Chinese tourist town uses face recognition as an entry pass

Chinese tourist town uses face recognition as an entry pass

By Timothy Revell 17 November 2016

Who needs tickets when you have a face? From today, the ticketed tourist town of Wuzhen in China is using face-recognition technology to identify people staying in its hotels and to act as their entry pass through the gates of the attraction.

The system, which is expected to process 5000 visitors a day, has been created by web giant Baidu – often referred to as the “Chinese Google”.

Wuzhen is a historic town that has been turned into a tourist attraction with museums, tours and traditional crafts. When people check in to hotels in the tourist area, they will now have their pictures taken and uploaded to a central database. If they leave and re-enter the town, the face-recognition software will check that they are actually a guest of a hotel there before allowing them back in.

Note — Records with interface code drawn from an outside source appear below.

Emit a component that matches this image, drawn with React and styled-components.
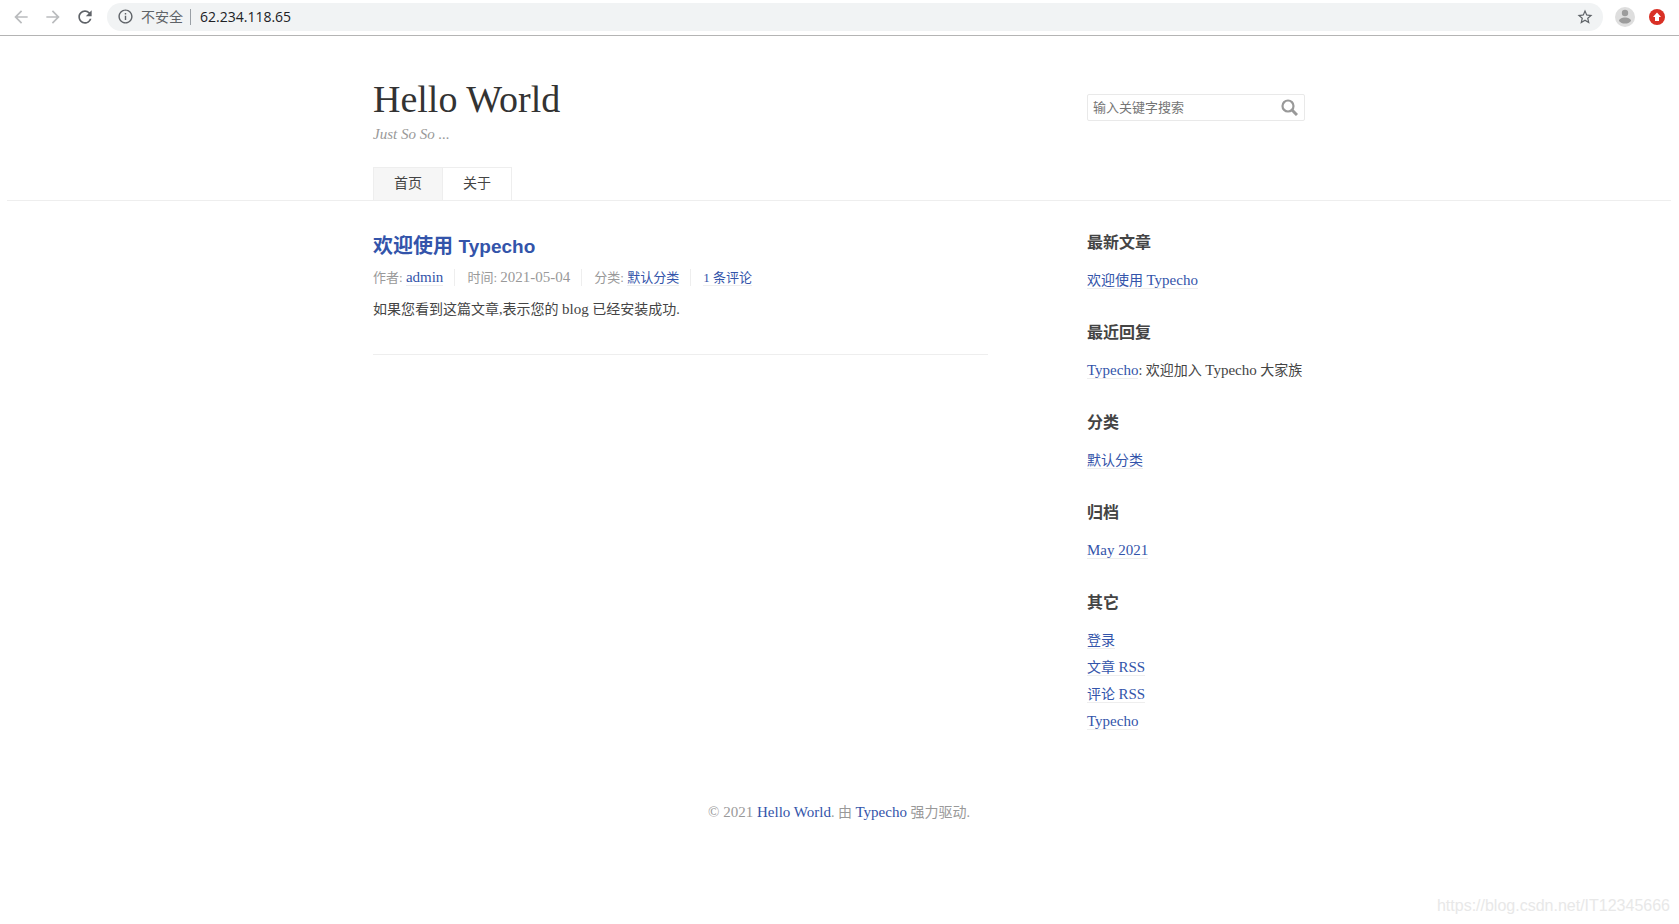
import React from "react";
import styled, { createGlobalStyle } from "styled-components";
import {
  MdArrowBack,
  MdArrowForward,
  MdRefresh,
  MdInfoOutline,
  MdStarBorder,
} from "react-icons/md";

const serif = `"Liberation Serif", "Noto Sans CJK SC", serif`;
const sans = `"Liberation Sans", "Noto Sans CJK SC", sans-serif`;

const GlobalStyle = createGlobalStyle`
  *, *::before, *::after { box-sizing: border-box; }
  body {
    margin: 0;
    background: #fff;
    color: #444;
    font-family: ${serif};
    font-size: 14px;
  }
  h1, h2, h3, p, ul { margin: 0; padding: 0; }
  ul { list-style: none; }
`;

const Page = styled.div`
  position: relative;
  min-height: 100vh;
`;

/* Browser bar */
const BrowserBar = styled.div`
  display: flex;
  align-items: center;
  height: 36px;
  padding: 0 12px 2px 11px;
  border-bottom: 1px solid #b4b4b4;
  font-family: "Open Sans", "Noto Sans CJK SC", sans-serif;
`;

const IconButton = styled.button`
  display: flex;
  align-items: center;
  justify-content: center;
  width: 20px;
  height: 20px;
  flex: none;
  margin-right: ${(p) => p.$gap || 0}px;
  padding: 0;
  border: 0;
  background: none;
  color: ${(p) => p.$color || "#5f6368"};
`;

const AddressBar = styled.div`
  display: flex;
  align-items: center;
  flex: 1;
  height: 28px;
  margin-right: 12px;
  padding: 0 8px 0 10px;
  border-radius: 14px;
  background: #f1f3f4;
`;

const Insecure = styled.span`
  margin-left: 7px;
  padding-right: 7px;
  border-right: 1px solid #9aa0a6;
  color: #5f6368;
  font-size: 14px;
  line-height: 16px;
`;

const Url = styled.input`
  flex: 1;
  min-width: 0;
  padding: 0 0 0 9px;
  border: 0;
  outline: 0;
  background: none;
  color: #202124;
  font: inherit;
  font-size: 14px;
`;

/* Blog */
const Site = styled.div`
  padding: 0 8px 0 7px;
`;

const Container = styled.div`
  display: grid;
  grid-template-columns: 9fr 3fr;
  max-width: 952px;
  margin: 0 auto;
`;

const SiteHeader = styled.header`
  padding-top: 41px;
  border-bottom: 1px solid #eee;
`;

const Brand = styled.div`
  padding: 0 10px;
`;

const SiteName = styled.h1`
  color: #333;
  font-size: 38px;
  font-weight: 400;
  line-height: 44px;

  a { color: inherit; text-decoration: none; }
`;

const Tagline = styled.p`
  margin-top: 3px;
  color: #999;
  font-size: 15px;
  font-style: italic;
  line-height: 20px;
`;

const SearchForm = styled.form`
  display: flex;
  align-items: center;
  height: 27px;
  margin: 17px 10px 0;
  padding: 0 5px;
  border: 1px solid #e9e9e9;
  border-radius: 2px;
`;

const SearchInput = styled.input`
  flex: 1;
  min-width: 0;
  padding: 0;
  border: 0;
  outline: 0;
  background: none;
  font-family: ${sans};
  font-size: 13px;

  &::placeholder { color: #757575; opacity: 1; }
`;

const Nav = styled.nav`
  display: flex;
  grid-column: 1 / -1;
  margin-top: 23px;
  padding: 0 10px;
`;

const NavLink = styled.a`
  padding: 0 20px;
  border: 1px solid #eee;
  border-bottom: 0;
  background: ${(p) => (p.$current ? "#f6f6f6" : "#fff")};
  color: #444;
  line-height: 32px;
  text-decoration: none;

  & + & { margin-left: -1px; }
`;

const Columns = styled(Container)`
  grid-template-columns: 8fr 1fr 3fr;
  padding-top: 32px;
`;

const Main = styled.main`
  padding: 0 10px;
`;

const Latin = styled.span`
  font-size: 15px;
`;

const TextLink = styled.a`
  border-bottom: ${(p) => (p.$plain ? "0" : "1px solid #eee")};
  color: #3354aa;
  text-decoration: none;
`;

const Post = styled.article`
  padding-bottom: 31px;
  border-bottom: 1px solid #eee;
`;

const PostTitle = styled.h2`
  font-family: ${sans};
  font-size: 20px;
  line-height: 26px;

  ${Latin} { font-size: 19px; }
`;

const Meta = styled.ul`
  display: flex;
  margin-top: 9px;
  color: #999;
  font-size: 13px;
  line-height: 17px;

  li + li {
    margin-left: 11px;
    padding-left: 12px;
    border-left: 1px solid #eee;
  }
`;

const PostBody = styled.p`
  margin-top: 10px;
  line-height: 27px;
`;

const Sidebar = styled.aside`
  grid-column: 3;
  padding: 0 10px;
`;

const Widget = styled.section`
  margin-bottom: 29px;
  white-space: nowrap;
  line-height: 27px;
`;

const WidgetTitle = styled.h3`
  margin-bottom: 14px;
  font-family: ${sans};
  font-size: 16px;
  line-height: 20px;
`;

const SiteFooter = styled.footer`
  padding: 35px 0 60px;
  color: #999;
  line-height: 27px;
  text-align: center;
`;

const Watermark = styled.div`
  position: absolute;
  right: 9px;
  bottom: 8px;
  color: #e8e8e8;
  font-family: ${sans};
  font-size: 16px;
  line-height: 20px;
`;

const ProfileIcon = () => (
  <svg width="20" height="20" viewBox="0 0 20 20">
    <circle cx="10" cy="10" r="10" fill="#dedede" />
    <circle cx="10" cy="6" r="3.2" fill="#9c9c9c" />
    <path d="M4 14c0-2.4 3-3.6 6-3.6s6 1.200 6 3.600c-1.300 1.700-3.500 2.600-6 2.600S5.300 15.700 4 14z" fill="#9c9c9c" />
  </svg>
);

const UpdateIcon = () => (
  <svg width="16" height="16" viewBox="0 0 16 16">
    <circle cx="8" cy="8" r="8" fill="#d93025" />
    <path d="M8 3.500L12 8H10V12H6V8H4z" fill="#fff" />
  </svg>
);

const SearchIcon = () => (
  <svg width="17" height="17" viewBox="0 0 17 17" fill="none" stroke="#999">
    <circle cx="7" cy="7" r="5.500" strokeWidth="2.200" />
    <path d="M11 11l5 5" strokeWidth="3" />
  </svg>
);

const widgets = [
  {
    title: "最新文章",
    items: [<TextLink href="#post">欢迎使用 <Latin>Typecho</Latin></TextLink>],
  },
  {
    title: "最近回复",
    items: [
      <>
        <TextLink href="#comment"><Latin>Typecho</Latin></TextLink>: 欢迎加入 <Latin>Typecho</Latin> 大家族
      </>,
    ],
  },
  { title: "分类", items: [<TextLink href="#category">默认分类</TextLink>] },
  {
    title: "归档",
    items: [<TextLink href="#archive"><Latin>May 2021</Latin></TextLink>],
  },
  {
    title: "其它",
    items: [
      <TextLink href="#login">登录</TextLink>,
      <TextLink href="#feed">文章 <Latin>RSS</Latin></TextLink>,
      <TextLink href="#comments-feed">评论 <Latin>RSS</Latin></TextLink>,
      <TextLink href="#typecho"><Latin>Typecho</Latin></TextLink>,
    ],
  },
];

export default function App() {
  return (
    <Page>
      <GlobalStyle />
      <BrowserBar>
        <IconButton aria-label="后退" $gap={12} $color="#babcbe"><MdArrowBack size={20} /></IconButton>
        <IconButton aria-label="前进" $gap={12} $color="#babcbe"><MdArrowForward size={20} /></IconButton>
        <IconButton aria-label="刷新" $gap={12}><MdRefresh size={20} /></IconButton>
        <AddressBar>
          <MdInfoOutline size={17} color="#5f6368" />
          <Insecure>不安全</Insecure>
          <Url aria-label="地址" defaultValue="62.234.118.65" />
          <IconButton aria-label="收藏"><MdStarBorder size={18} /></IconButton>
        </AddressBar>
        <IconButton aria-label="用户" $gap={12}><ProfileIcon /></IconButton>
        <IconButton aria-label="更新"><UpdateIcon /></IconButton>
      </BrowserBar>

      <Site>
        <SiteHeader>
          <Container>
            <Brand>
              <SiteName><a href="#home">Hello World</a></SiteName>
              <Tagline>Just So So ...</Tagline>
            </Brand>
            <SearchForm role="search" onSubmit={(e) => e.preventDefault()}>
              <SearchInput aria-label="搜索关键字" placeholder="输入关键字搜索" />
              <IconButton type="submit" aria-label="搜索"><SearchIcon /></IconButton>
            </SearchForm>
            <Nav>
              <NavLink href="#home" $current>首页</NavLink>
              <NavLink href="#about">关于</NavLink>
            </Nav>
          </Container>
        </SiteHeader>

        <Columns>
          <Main>
            <Post>
              <PostTitle>
                <TextLink href="#post" $plain>欢迎使用 <Latin>Typecho</Latin></TextLink>
              </PostTitle>
              <Meta>
                <li>作者: <TextLink href="#author"><Latin>admin</Latin></TextLink></li>
                <li>时间: <Latin as="time">2021-05-04</Latin></li>
                <li>分类: <TextLink href="#category">默认分类</TextLink></li>
                <li><TextLink href="#comments">1 条评论</TextLink></li>
              </Meta>
              <PostBody>
                如果您看到这篇文章,表示您的 <Latin>blog</Latin> 已经安装成功.
              </PostBody>
            </Post>
          </Main>
          <Sidebar>
            {widgets.map((w) => (
              <Widget key={w.title}>
                <WidgetTitle>{w.title}</WidgetTitle>
                <ul>
                  {w.items.map((item, i) => (
                    <li key={i}>{item}</li>
                  ))}
                </ul>
              </Widget>
            ))}
          </Sidebar>
        </Columns>

        <SiteFooter>
          <Latin>© 2021 <TextLink href="#home" $plain>Hello World</TextLink></Latin>. 由{" "}
          <TextLink href="#typecho" $plain><Latin>Typecho</Latin></TextLink> 强力驱动.
        </SiteFooter>
      </Site>
      <Watermark>https://blog.csdn.net/IT12345666</Watermark>
    </Page>
  );
}
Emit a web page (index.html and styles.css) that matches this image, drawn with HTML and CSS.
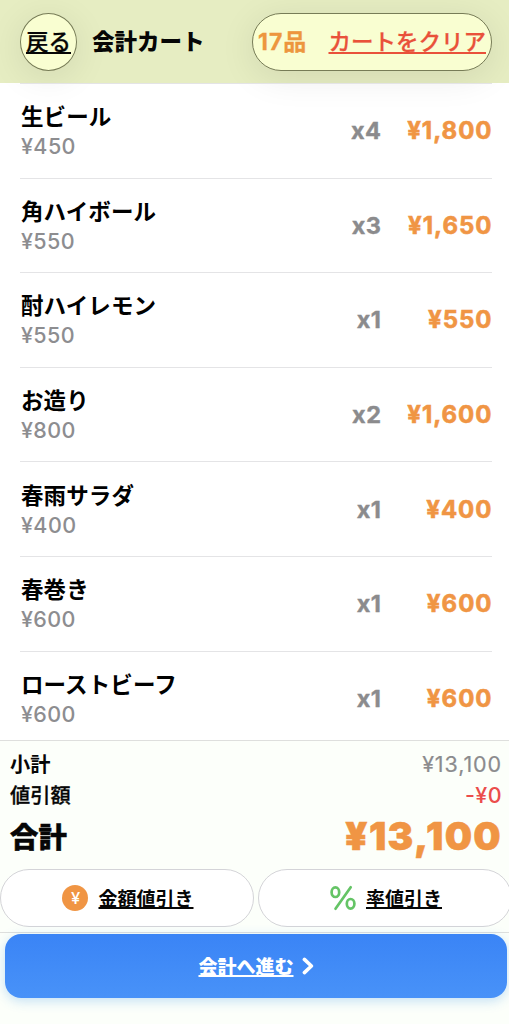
FILE: index.html
```html
<!DOCTYPE html>
<html lang="ja">
<head>
<meta charset="utf-8">
<meta name="viewport" content="width=device-width, initial-scale=1">
<title>会計カート</title>
<link rel="stylesheet" href="styles.css">
</head>
<body>
<div class="app">
  <header class="header">
    <button class="back"><span class="link">戻る</span></button>
    <h1 class="title">会計カート</h1>
    <div class="cart-pill"><span class="count">17品</span><span class="clear link">カートをクリア</span></div>
  </header>
  <main class="list">
    <div class="item"><div class="info"><div class="name">生ビール</div><div class="price">¥450</div></div><div class="qty">x4</div><div class="sum">¥1,800</div></div>
    <div class="item"><div class="info"><div class="name">角ハイボール</div><div class="price">¥550</div></div><div class="qty">x3</div><div class="sum">¥1,650</div></div>
    <div class="item"><div class="info"><div class="name">酎ハイレモン</div><div class="price">¥550</div></div><div class="qty">x1</div><div class="sum">¥550</div></div>
    <div class="item"><div class="info"><div class="name">お造り</div><div class="price">¥800</div></div><div class="qty">x2</div><div class="sum">¥1,600</div></div>
    <div class="item"><div class="info"><div class="name">春雨サラダ</div><div class="price">¥400</div></div><div class="qty">x1</div><div class="sum">¥400</div></div>
    <div class="item"><div class="info"><div class="name">春巻き</div><div class="price">¥600</div></div><div class="qty">x1</div><div class="sum">¥600</div></div>
    <div class="item"><div class="info"><div class="name">ローストビーフ</div><div class="price">¥600</div></div><div class="qty">x1</div><div class="sum">¥600</div></div>
  </main>
  <section class="summary">
    <div class="line subtotal"><span>小計</span><span class="value">¥13,100</span></div>
    <div class="line discount"><span>値引額</span><span class="value">-¥0</span></div>
    <div class="line total"><span>合計</span><span class="value">¥13,100</span></div>
    <div class="discounts">
      <button class="option"><span class="yen-icon">¥</span><span class="option-label">金額値引き</span></button>
      <button class="option">
        <svg class="percent-icon" viewBox="0 0 26 26" fill="none" stroke="#65c466" stroke-width="2.7" stroke-linecap="round"><ellipse cx="5.4" cy="7.2" rx="3.8" ry="4.8"/><ellipse cx="20.6" cy="18.8" rx="3.8" ry="4.8"/><path d="M20.7 2.3 5.5 23.7"/></svg>
        <span class="option-label">率値引き</span>
      </button>
    </div>
  </section>
  <footer class="footer">
    <button class="checkout"><span class="checkout-label">会計へ進む</span><svg class="chevron" viewBox="0 0 12 18" fill="none" stroke="#fff" stroke-width="3.6" stroke-linecap="round" stroke-linejoin="round"><path d="M2.4 2.4 9.4 9 2.4 15.6"/></svg></button>
  </footer>
</div>
</body>
</html>
```
FILE: styles.css
```css
* { box-sizing: border-box; }
body {
  margin: 0;
  font-family: Inter, "Noto Sans CJK JP", sans-serif;
  color: #060606;
  background: #fff;
}
button { font: inherit; color: inherit; padding: 0; margin: 0; }
.app {
  display: flex;
  flex-direction: column;
  width: 509px;
  height: 1024px;
  overflow: hidden;
}
.header {
  display: flex;
  align-items: center;
  flex: none;
  height: 83px;
  padding: 1px 17px 0 20px;
  background: #e6edc2;
  font-size: 22.5px;
  line-height: 32px;
}
.back, .cart-pill {
  height: 58px;
  border: 1px solid #777c57;
  background: #f9fed1;
  box-shadow: 0 6px 36px rgba(0, 0, 0, 0.09);
  white-space: nowrap;
}
.back {
  width: 57px;
  border-radius: 50%;
  font-weight: 500;
  -webkit-text-stroke: 0.25px;
}
.link {
  text-decoration: underline;
  text-decoration-thickness: 1.5px;
  text-underline-offset: 2px;
  text-decoration-skip-ink: none;
}
.title {
  margin: 0 0 0 15px;
  font-size: 22.5px;
  font-weight: 900;
  line-height: 32px;
}
.cart-pill {
  display: flex;
  align-items: center;
  justify-content: space-between;
  width: 240px;
  margin-left: auto;
  padding: 0 5px;
  border-radius: 29px;
}
.count { color: #ed963e; font-weight: 700; font-size: 23px; letter-spacing: 1px; -webkit-text-stroke: 0.3px; }
.clear { color: #e9513a; font-weight: 500; -webkit-text-stroke: 0.25px; }
.list {
  flex: none;
  height: 657px;
  padding: 0 17px 0 20px;
  overflow: hidden;
}
.item {
  display: flex;
  align-items: center;
  height: 94.6px;
  border-top: 1px solid #e4e4e6;
}
.info { flex: 1; padding: 1px 0 0 1px; }
.name {
  font-size: 22.5px;
  font-weight: 700;
  line-height: 30px;
  letter-spacing: 0.1px;
  color: #000;
}
.price {
  font-size: 21.5px;
  font-weight: 500;
  line-height: 28px;
  letter-spacing: 0.4px;
  color: #8d8d90;
}
.qty {
  font-size: 23.5px;
  font-weight: 700;
  letter-spacing: 0.5px;
  -webkit-text-stroke: 0.4px;
  color: #8b8b8d;
}
.sum {
  width: 111px;
  margin-right: -0.5px;
  text-align: right;
  font-size: 24px;
  font-weight: 700;
  letter-spacing: 1px;
  -webkit-text-stroke: 0.6px;
  color: #f09544;
}
.summary {
  flex: none;
  height: 192px;
  padding-top: 7px;
  border-top: 1px solid #dedfdd;
  background: #fcfffa;
}
.line {
  display: flex;
  align-items: center;
  justify-content: space-between;
  padding: 0 7px 0 10px;
  height: 31px;
  font-size: 20.2px;
}
.value { font-size: 21.5px; letter-spacing: 0.9px; }
.subtotal { font-weight: 700; }
.subtotal .value { font-weight: 400; color: #8b8b8d; -webkit-text-stroke: 0.2px; }
.discount { font-weight: 500; }
.discount > span:first-child { -webkit-text-stroke: 0.3px; }
.discount .value { color: #eb4d4b; letter-spacing: 0.4px; }
.total {
  height: 51px;
  font-size: 28.4px;
  font-weight: 900;
  -webkit-text-stroke: 0.5px;
}
.total .value { font-size: 38.5px; font-weight: 900; letter-spacing: 1.3px; color: #f09544; }
.discounts {
  display: flex;
  gap: 4px;
  width: 512px;
  padding-top: 8px;
}
.option {
  display: flex;
  align-items: center;
  justify-content: center;
  flex: 1;
  height: 58px;
  padding-left: 2px;
  border: 1.5px solid #d4d4d8;
  border-radius: 29px;
  background: #fff;
  font-size: 19px;
  font-weight: 700;
  line-height: 28px;
}
.option-label, .checkout-label {
  padding-top: 3px;
  text-decoration: underline;
  text-decoration-thickness: 1.5px;
  text-underline-offset: 1px;
  text-decoration-skip-ink: none;
}
.yen-icon {
  width: 26px;
  height: 26px;
  margin-right: 10px;
  border-radius: 50%;
  background: #f09544;
  color: #fff;
  font-size: 16.5px;
  font-weight: 500;
  line-height: 26px;
  text-align: center;
}
.percent-icon { width: 26px; height: 26px; margin-right: 10px; }
.footer {
  flex: 1;
  padding: 1px 2px 0 5px;
  border-top: 1px solid #dedfdd;
  background: #fcfffa;
}
.checkout {
  display: flex;
  align-items: center;
  justify-content: center;
  width: 502px;
  height: 64px;
  border: 0;
  border-radius: 16px;
  background: linear-gradient(#3a84f6, #4892f8);
  box-shadow: 0 3px 12px rgba(50, 145, 235, 0.28);
  color: #fff;
  font-size: 19px;
  font-weight: 800;
  line-height: 28px;
}
.chevron { width: 12px; height: 18px; margin-left: 8px; }
```
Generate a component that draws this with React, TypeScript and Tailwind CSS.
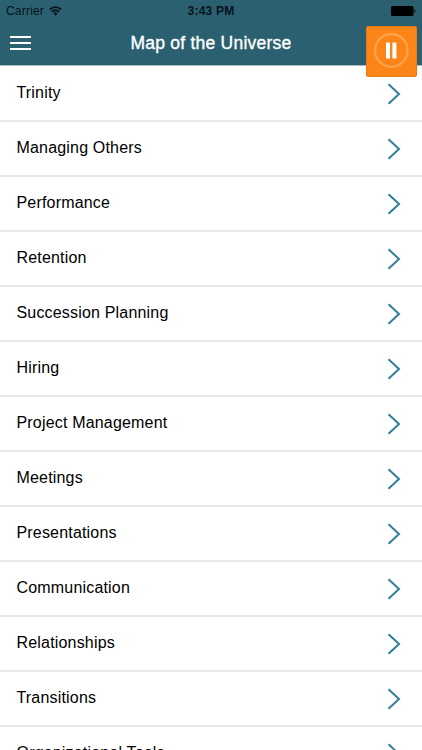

Previously, multiple types of entry ticket had to be handed out to distinguish between one-off visitors and those staying for longer. But the system could easily be exploited, and some guests were caught sharing their tickets with other people to avoid paying the entry fee.

To prevent this, the town started to use fingerprint identification for hotel guests, so only one individual could use each entry pass. “But this took too long,” says Yuanqing Lin, director of the Institute of Deep Learning at Baidu.

Asking visitors to put their finger on a sensor and wait for software to verify their identity caused big queues and often resulted in false positives. The new face-recognition system uses cameras to spot people as they approach a turnstile at the entry. Faces detected by the camera are checked against a database of registered visitors, all within a second.  If you’re on the database, you’re allowed in; if not, the doors remain closed.

Facing the cameras

“It was only a matter of time before face-recognition software was rolled out on this scale,” says Mark Nixon at the University of Southampton, UK.  It’s more convenient to use your face than tickets, he says, so it’s likely that the technology will soon be seen elsewhere.

Baidu’s face-recognition software uses neural networks – a technique inspired by neurons in the brain that helps to recognise complex patterns. The company has trained the software on huge data sets that together total more than 1 billion images of people’s faces and says that the system has an accuracy of 99.8 per cent, although this was achieved by examining still images rather than people walking up to a camera.

The software also detects facial movements, so can’t be fooled by someone holding up a still image of another person’s face.

The system is first being used to track the 5000 people per day staying in hotels in Wuzhen, who make up around 15-20 per cent of the town’s total visitors. Baidu is already using the software for employee entry at its Beijing headquarters, but this is the first time it will be rolled out at such a scale.

Privacy concerns

Some airports already have a form of face-recognition software at passport control, but the setup is different. At an airport, you have to present your passport and the software determines whether the person standing in front of the camera matches that identity. But at the gates of Wuzhen, no identification is presented: instead, the software searches a large database for the face staring into the camera.

Compiling a database of faces in this way presents privacy concerns. Lin says the responsibility for storing the data falls to the Wuzhen attraction that uses it, not Baidu.

“In China, there is not a single overarching privacy law, but companies do have obligations to keep data safe,” says Tiffany Li, an affiliate of the Center for Information Technology Policy at Princeton University.

Companies around the world are building large databases of personal information, with some starting to store biometric information such as fingerprints too. “This will make it easier to log on to your bank, but it will also be more of an issue if the database is hacked,” says Li.

If the Wuzhen trial is successful, Baidu hopes to operate similar systems elsewhere, such as at other tourist spots and theme parks. “We want our software to eventually be used by all of the town’s visitors, and then in many other places around China,” says Lin.